Tam da bu yüzden kupanın sahipleri ve içerik yayıncıları dijital ortamı fethetmeye hazırlanıyor. FIFA Dünya Kupası boyunca YouTube kanalından bolca kamera arkası görüntü yayınlamayı vaat ediyor. Ülkelerdeki yayıncı kanallar, TV ekranları kadar sosyal medya kanalları üzerinden oluşturulacak prodüksiyonlarla erişimi genişletmeyi hedefliyor. Twitter, pek çok ülkedeki yayıncılarla canlı yayın ve maç özetleri konusunda özel anlaşmalar imzaladı ve bu konuda bir adım öne geçti. Bunun yanında lisanslı yayıncıların dışında yeni medya kanalları da turnuva deneyimini zenginleştirme çalışmalarını tamamladı.

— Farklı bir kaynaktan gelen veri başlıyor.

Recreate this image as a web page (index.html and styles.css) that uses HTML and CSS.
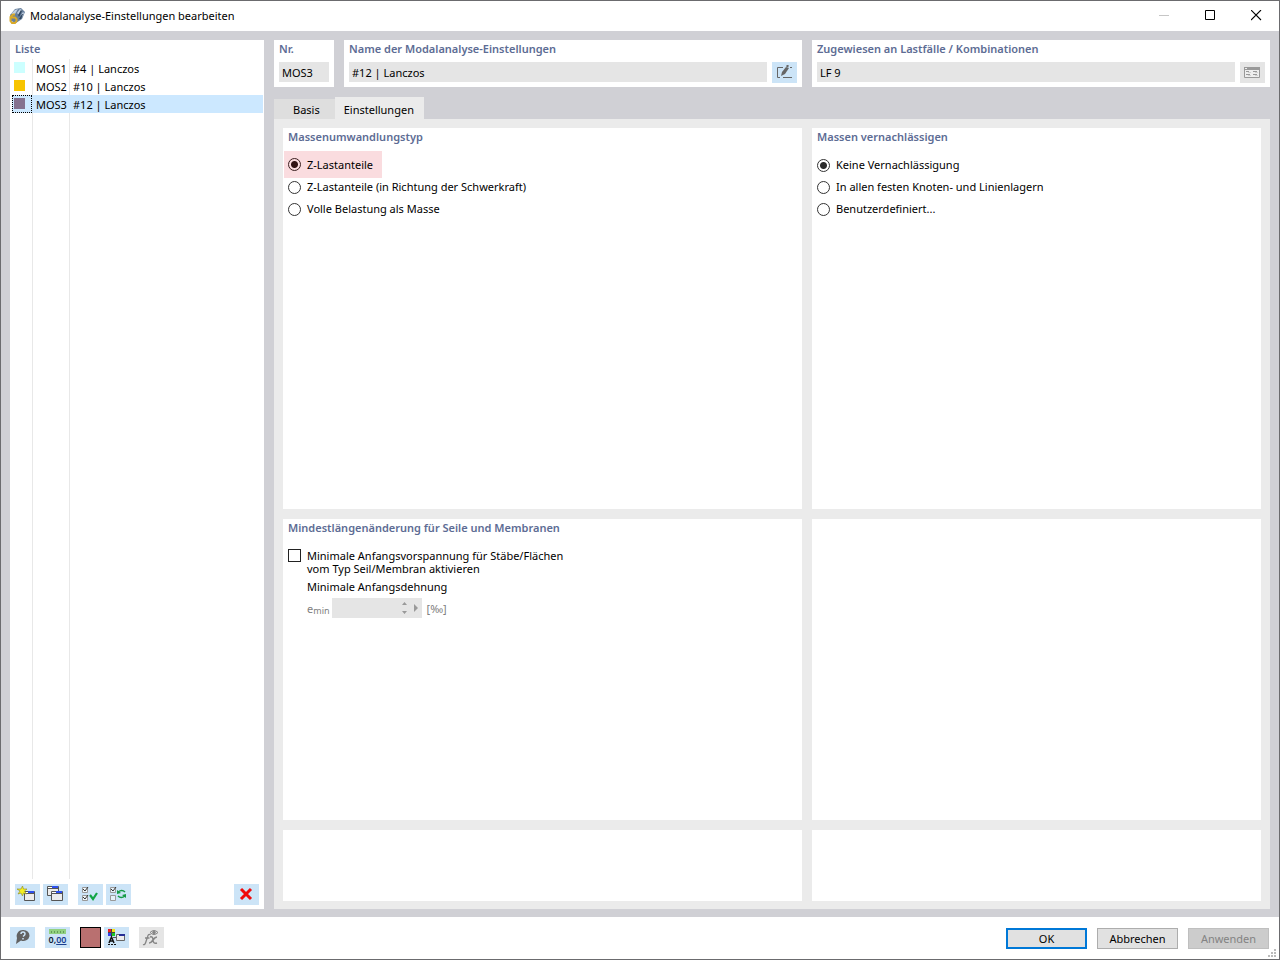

Turnuvanın ve pazarlamanın şampiyonu kim olacak?
Katlanarak büyüyen futbol ekonomisi içerisinde markalar da bütün bu kanalların bir parçası olmaya çalışacak. Ancak bu konudaki en büyük sorunlardan birini daha uzun dönemde görebiliriz. Futbolun zengine daha çok ödül veren dinamiği ve sponsorların da sürekli en tepedekilerin yanında yer alma talebi, güç dengelerini giderek sarsıyor. Örneğin, bir yandan UEFA Şampiyonlar Ligi’nde yer alan takımlara verilen para ödülleri misliyle artırılıyorken, öte yandan Avrupa’nın birçok kulübü Finansal Fair Play kurallarının yaptırımlarıyla mücadele ediyor. Türkiye’nin dört büyük takımının tamamı UEFA’nın kurallarıyla yaşıyor yıllardır. Kötü yönetilen futbol kulüplerine ülkemizde futboldan uzaklaşmayı tercih eden pazarlama eğilimi de eklenince, daha önceleri ülkenin en değerli reklam alanlarından biri olarak görülen göğüs reklamları bile boş kalabiliyor. Hem futbolu hem pazarlamayı yakından takip etmeye çalışan birisi olarak bu konuda söyleyeceğim çok şey var ama bunu başka bir yazıya bırakalım.
Kupada maalesef Türkiye yok, izleyenler başka takımları tutarak yaşamaya çalışacak heyecanı. Bir gözümüz sahada, bir gözümüz sahaya ilişmeye çalışan markalarda olacak. Bir takım sahadaki kupayı kazanırken, bazı markalar da işin pazarlama tarafının şampiyonu olmaya uğraşacak. Belki bu yolda bazıları büyük kazalar da yaşayacak (2014’te KLM’in attığı bir tweet’in Meksikalılar’ı nasıl incittiğini hatırlıyoruz), bazılarının küçücük bir mesajı binlerce liralık reklamdan daha değerli olacak (Burada da ING Bank’ın Kuyt’ın telaffuzu hakkındaki tweet’ini hatırlatalım).
Ve bir kez daha temennimizi yineleyecek bitirelim. Bir sonrakinde hem milli takımımızın hem de global markalarımızın bu dev organizasyonun bir parçası olabilmesi dileğiyle, neden olmasın?